__Short task__
Collect every line of the records below that contains the word "styles".

__Raw records__
____

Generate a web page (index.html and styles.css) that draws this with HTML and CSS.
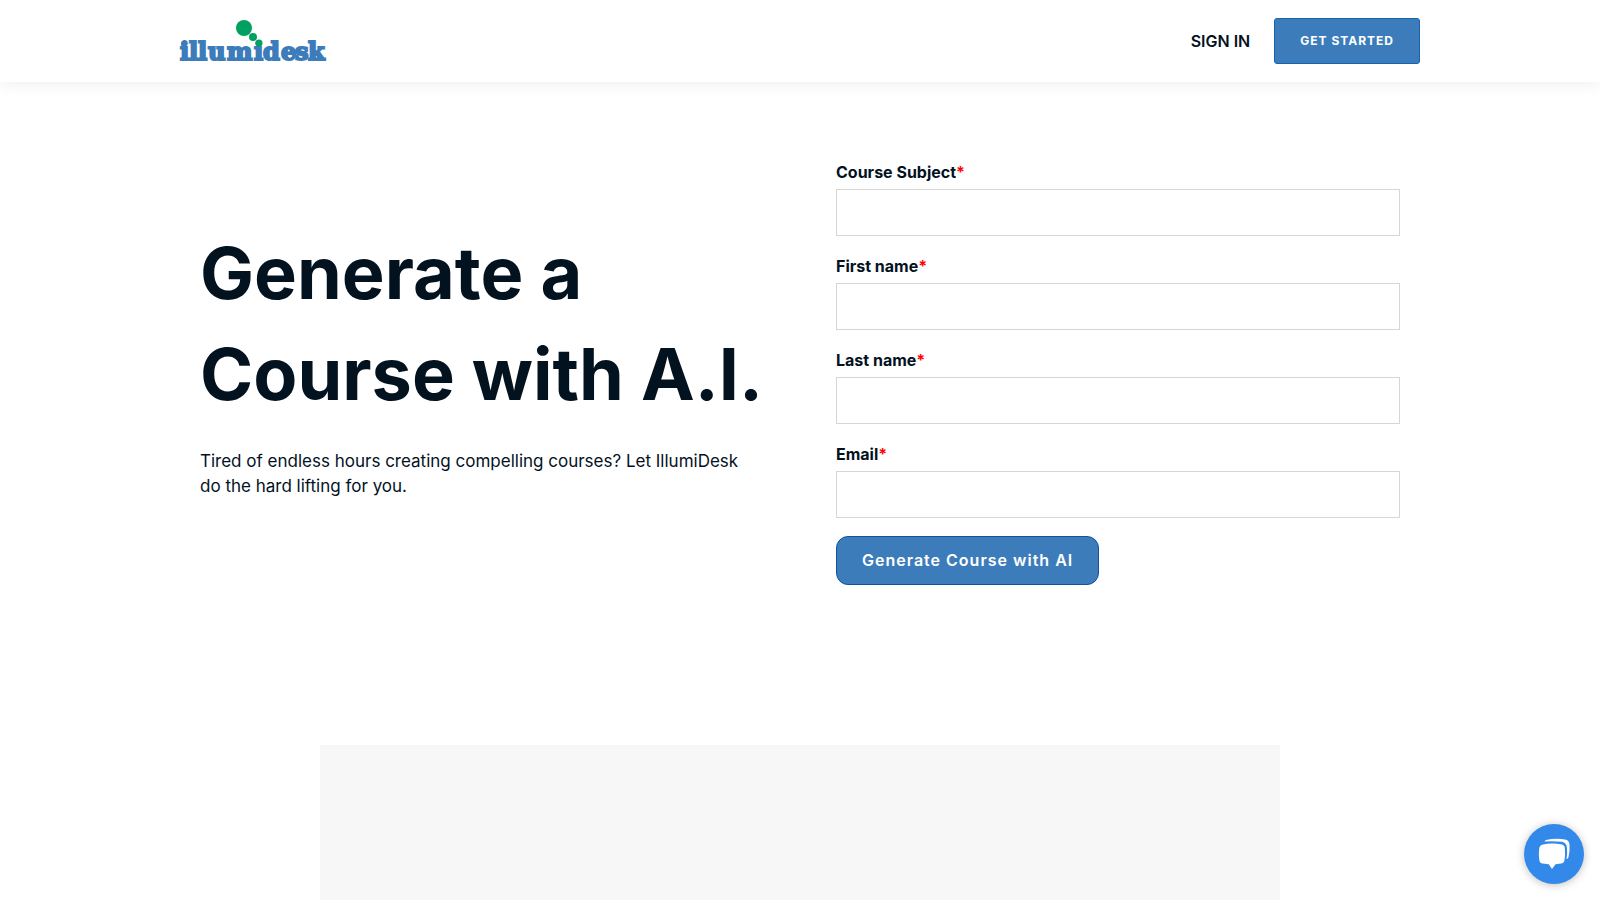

____

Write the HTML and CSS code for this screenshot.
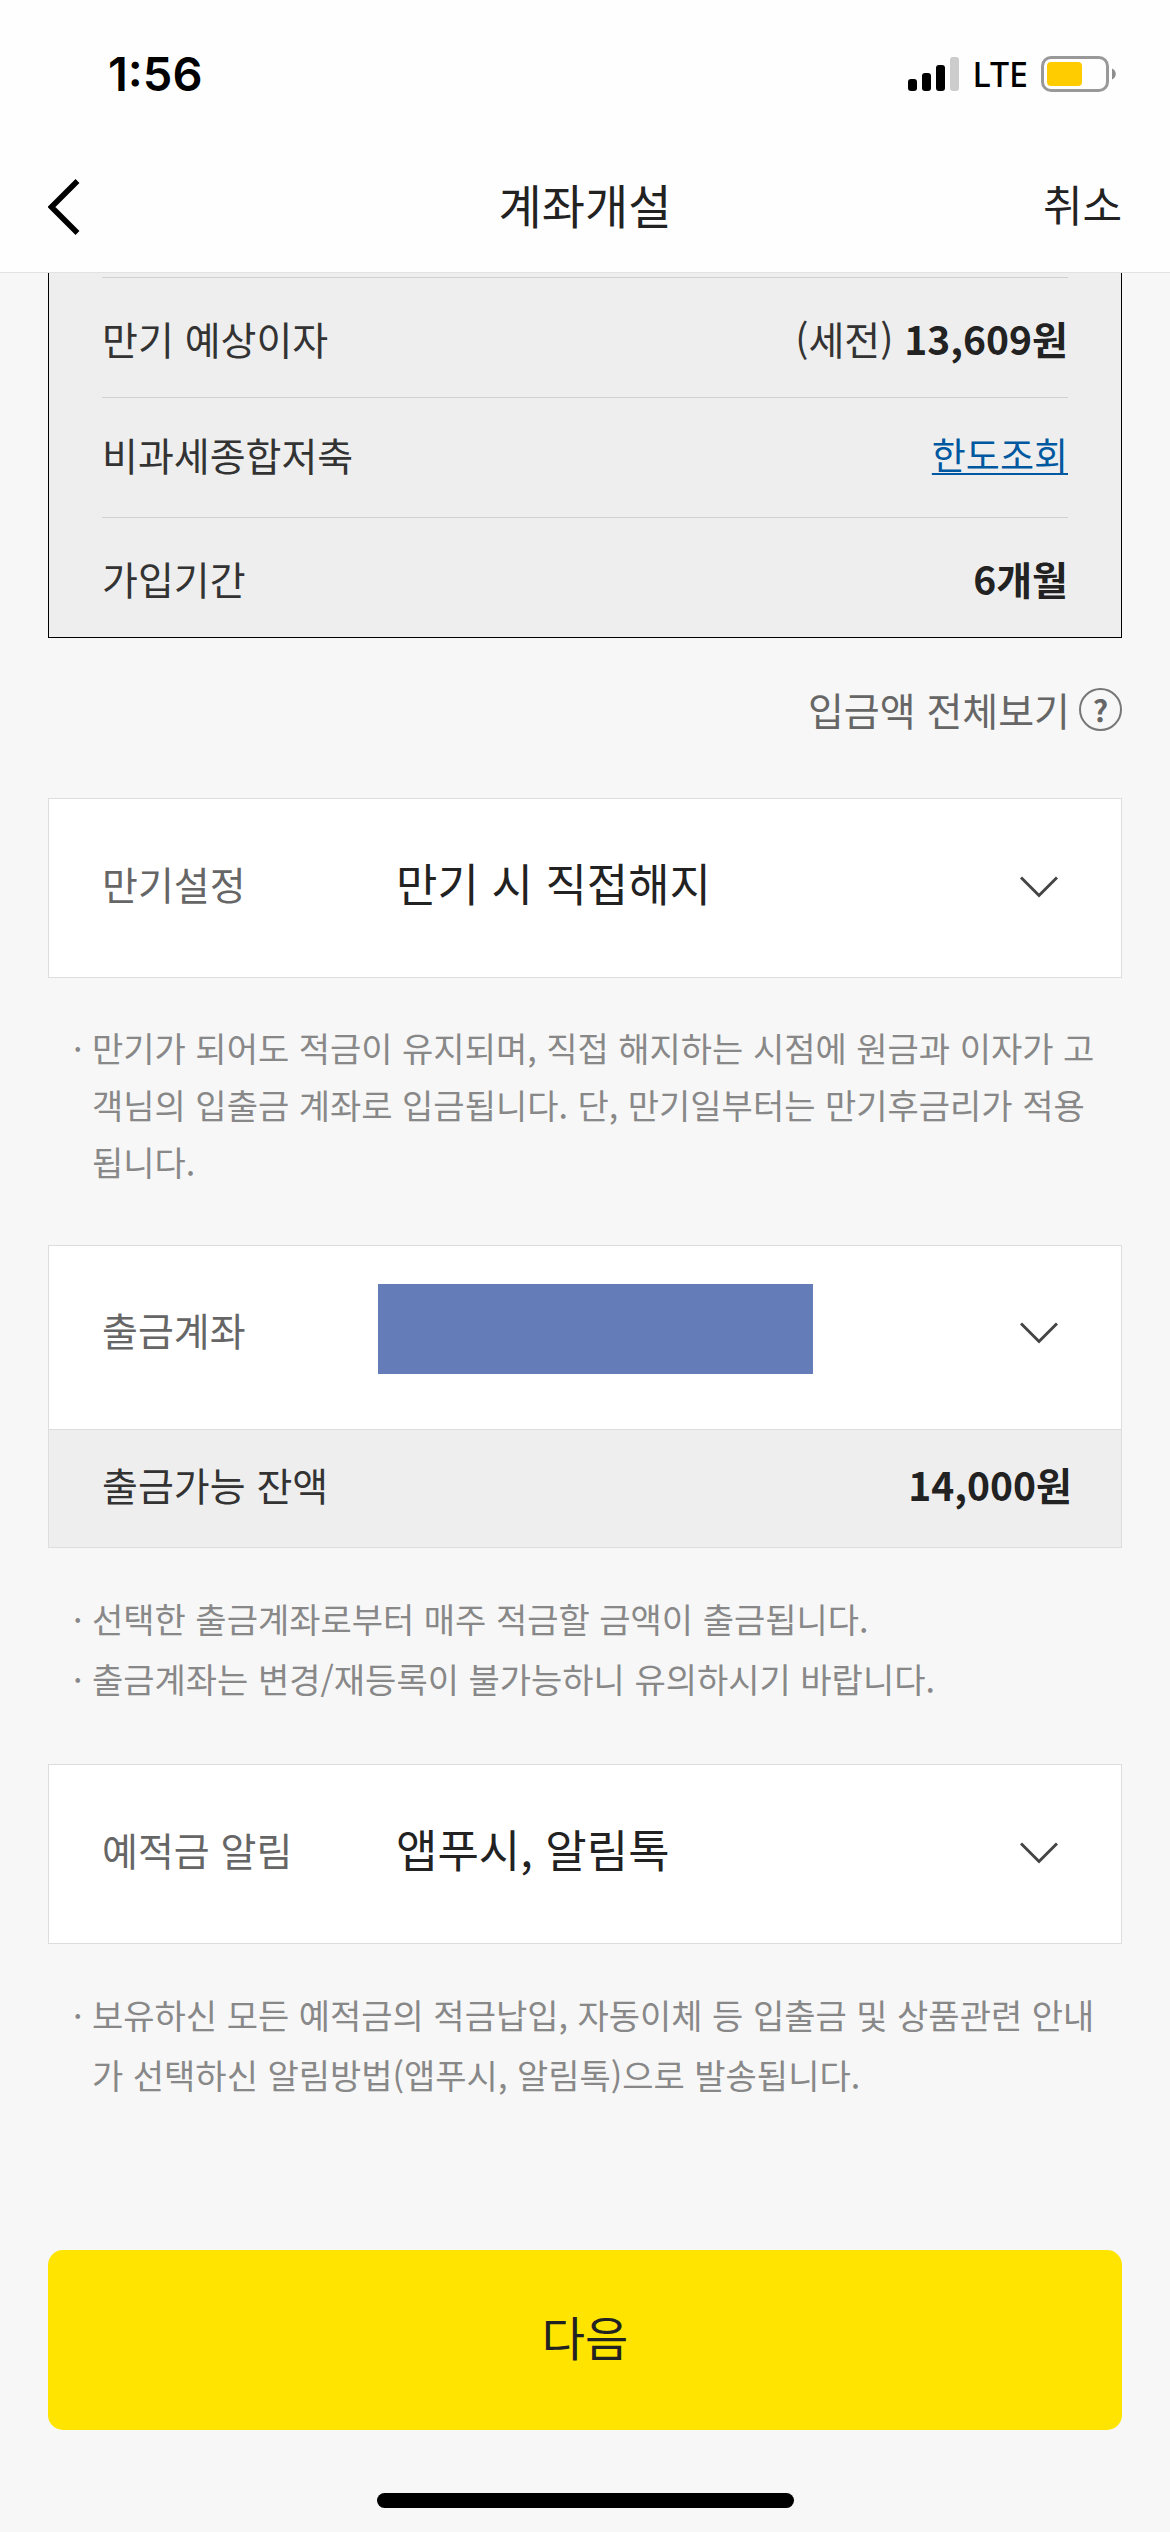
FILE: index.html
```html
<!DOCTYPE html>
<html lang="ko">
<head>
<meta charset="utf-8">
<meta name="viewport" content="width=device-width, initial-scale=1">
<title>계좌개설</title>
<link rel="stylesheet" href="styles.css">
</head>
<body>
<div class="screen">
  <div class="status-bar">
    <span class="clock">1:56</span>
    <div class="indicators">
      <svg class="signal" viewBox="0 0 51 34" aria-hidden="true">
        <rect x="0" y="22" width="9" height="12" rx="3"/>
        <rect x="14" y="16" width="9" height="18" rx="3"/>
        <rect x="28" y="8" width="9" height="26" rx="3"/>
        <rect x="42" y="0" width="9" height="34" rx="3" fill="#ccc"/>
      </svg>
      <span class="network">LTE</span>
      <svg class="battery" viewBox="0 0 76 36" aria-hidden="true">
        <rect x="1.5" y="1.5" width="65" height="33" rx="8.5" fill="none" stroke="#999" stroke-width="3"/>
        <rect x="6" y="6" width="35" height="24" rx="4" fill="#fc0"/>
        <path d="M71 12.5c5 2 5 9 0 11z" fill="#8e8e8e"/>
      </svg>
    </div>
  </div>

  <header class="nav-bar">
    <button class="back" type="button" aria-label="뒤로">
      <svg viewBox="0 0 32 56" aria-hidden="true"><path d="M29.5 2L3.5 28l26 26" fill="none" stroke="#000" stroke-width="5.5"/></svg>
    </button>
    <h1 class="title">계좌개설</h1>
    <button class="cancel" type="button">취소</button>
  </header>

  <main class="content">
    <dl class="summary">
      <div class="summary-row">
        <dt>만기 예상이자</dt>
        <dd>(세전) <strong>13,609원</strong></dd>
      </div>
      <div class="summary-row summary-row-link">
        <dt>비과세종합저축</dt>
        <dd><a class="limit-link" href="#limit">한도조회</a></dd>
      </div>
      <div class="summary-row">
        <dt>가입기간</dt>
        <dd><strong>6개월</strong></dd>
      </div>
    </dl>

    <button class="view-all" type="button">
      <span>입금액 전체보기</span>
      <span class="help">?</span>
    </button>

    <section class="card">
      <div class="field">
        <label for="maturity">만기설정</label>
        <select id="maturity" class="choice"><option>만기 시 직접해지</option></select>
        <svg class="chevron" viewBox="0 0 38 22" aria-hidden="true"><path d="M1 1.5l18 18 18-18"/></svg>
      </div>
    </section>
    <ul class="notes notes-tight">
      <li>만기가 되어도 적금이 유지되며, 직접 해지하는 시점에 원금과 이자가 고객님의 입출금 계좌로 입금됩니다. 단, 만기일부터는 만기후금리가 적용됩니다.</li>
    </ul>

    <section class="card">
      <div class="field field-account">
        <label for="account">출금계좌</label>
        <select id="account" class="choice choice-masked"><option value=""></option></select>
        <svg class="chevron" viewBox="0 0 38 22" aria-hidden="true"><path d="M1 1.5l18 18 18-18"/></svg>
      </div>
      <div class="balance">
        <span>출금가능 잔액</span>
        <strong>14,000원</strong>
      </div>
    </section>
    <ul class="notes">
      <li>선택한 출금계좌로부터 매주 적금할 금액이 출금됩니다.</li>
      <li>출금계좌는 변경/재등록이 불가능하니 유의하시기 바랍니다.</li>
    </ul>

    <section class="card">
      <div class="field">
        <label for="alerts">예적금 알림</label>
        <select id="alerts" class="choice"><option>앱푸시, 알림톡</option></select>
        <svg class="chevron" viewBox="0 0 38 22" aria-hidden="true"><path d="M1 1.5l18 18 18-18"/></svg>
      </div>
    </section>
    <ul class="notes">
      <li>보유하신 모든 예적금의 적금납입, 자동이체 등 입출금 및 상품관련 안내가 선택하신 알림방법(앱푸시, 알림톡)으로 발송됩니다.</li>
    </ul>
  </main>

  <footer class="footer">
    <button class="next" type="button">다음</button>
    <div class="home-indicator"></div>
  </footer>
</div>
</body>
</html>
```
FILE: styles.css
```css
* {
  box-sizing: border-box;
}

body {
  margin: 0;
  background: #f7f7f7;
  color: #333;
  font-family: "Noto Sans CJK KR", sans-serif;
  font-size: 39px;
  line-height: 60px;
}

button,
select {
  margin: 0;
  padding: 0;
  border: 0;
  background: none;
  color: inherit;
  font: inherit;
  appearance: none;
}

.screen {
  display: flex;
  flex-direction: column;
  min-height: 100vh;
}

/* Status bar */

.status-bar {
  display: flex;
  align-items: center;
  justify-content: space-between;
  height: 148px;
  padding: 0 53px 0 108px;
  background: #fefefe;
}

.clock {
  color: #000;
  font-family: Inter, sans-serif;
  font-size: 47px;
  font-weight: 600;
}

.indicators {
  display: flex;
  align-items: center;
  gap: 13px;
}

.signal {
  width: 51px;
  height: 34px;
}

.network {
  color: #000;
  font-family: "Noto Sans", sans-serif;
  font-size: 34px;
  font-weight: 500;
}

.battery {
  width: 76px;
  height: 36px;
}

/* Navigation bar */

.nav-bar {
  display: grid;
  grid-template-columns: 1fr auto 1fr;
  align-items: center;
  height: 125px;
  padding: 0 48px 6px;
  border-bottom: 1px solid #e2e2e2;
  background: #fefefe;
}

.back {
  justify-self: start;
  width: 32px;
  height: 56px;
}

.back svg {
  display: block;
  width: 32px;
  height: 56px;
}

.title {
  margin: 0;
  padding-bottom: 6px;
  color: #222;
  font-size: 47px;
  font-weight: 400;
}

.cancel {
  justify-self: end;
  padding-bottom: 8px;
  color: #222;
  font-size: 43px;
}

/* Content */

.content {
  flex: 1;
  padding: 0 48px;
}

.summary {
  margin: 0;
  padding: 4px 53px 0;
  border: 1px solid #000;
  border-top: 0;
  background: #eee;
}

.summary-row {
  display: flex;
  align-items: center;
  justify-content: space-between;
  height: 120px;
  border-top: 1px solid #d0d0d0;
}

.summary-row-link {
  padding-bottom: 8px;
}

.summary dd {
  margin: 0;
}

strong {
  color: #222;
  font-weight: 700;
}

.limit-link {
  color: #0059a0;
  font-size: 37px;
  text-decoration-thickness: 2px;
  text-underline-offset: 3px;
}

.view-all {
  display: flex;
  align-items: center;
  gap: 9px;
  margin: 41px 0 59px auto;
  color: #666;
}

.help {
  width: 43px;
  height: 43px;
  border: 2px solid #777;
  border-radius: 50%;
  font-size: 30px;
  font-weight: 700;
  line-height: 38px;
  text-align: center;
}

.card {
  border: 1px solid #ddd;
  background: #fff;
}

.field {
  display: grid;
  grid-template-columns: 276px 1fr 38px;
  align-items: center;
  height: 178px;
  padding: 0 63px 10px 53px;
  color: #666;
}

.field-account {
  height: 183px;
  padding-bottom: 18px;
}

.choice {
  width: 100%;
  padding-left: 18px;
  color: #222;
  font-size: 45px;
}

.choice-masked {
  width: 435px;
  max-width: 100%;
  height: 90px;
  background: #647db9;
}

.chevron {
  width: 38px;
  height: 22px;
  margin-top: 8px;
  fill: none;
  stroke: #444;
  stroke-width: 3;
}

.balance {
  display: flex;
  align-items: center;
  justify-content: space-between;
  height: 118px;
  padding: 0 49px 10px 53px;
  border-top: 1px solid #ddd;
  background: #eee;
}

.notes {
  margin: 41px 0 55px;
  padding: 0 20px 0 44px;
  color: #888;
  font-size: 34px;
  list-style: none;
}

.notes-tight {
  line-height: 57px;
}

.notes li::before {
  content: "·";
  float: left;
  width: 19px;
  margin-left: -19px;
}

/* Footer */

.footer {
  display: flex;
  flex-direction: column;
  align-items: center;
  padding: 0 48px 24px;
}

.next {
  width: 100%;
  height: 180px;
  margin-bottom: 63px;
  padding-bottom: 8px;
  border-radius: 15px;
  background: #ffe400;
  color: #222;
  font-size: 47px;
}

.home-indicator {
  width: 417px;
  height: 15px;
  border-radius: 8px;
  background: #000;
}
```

____

__Solution__
Generate a web page (index.html and styles.css) that draws this with HTML and CSS.
<link rel="stylesheet" href="styles.css">
FILE: styles.css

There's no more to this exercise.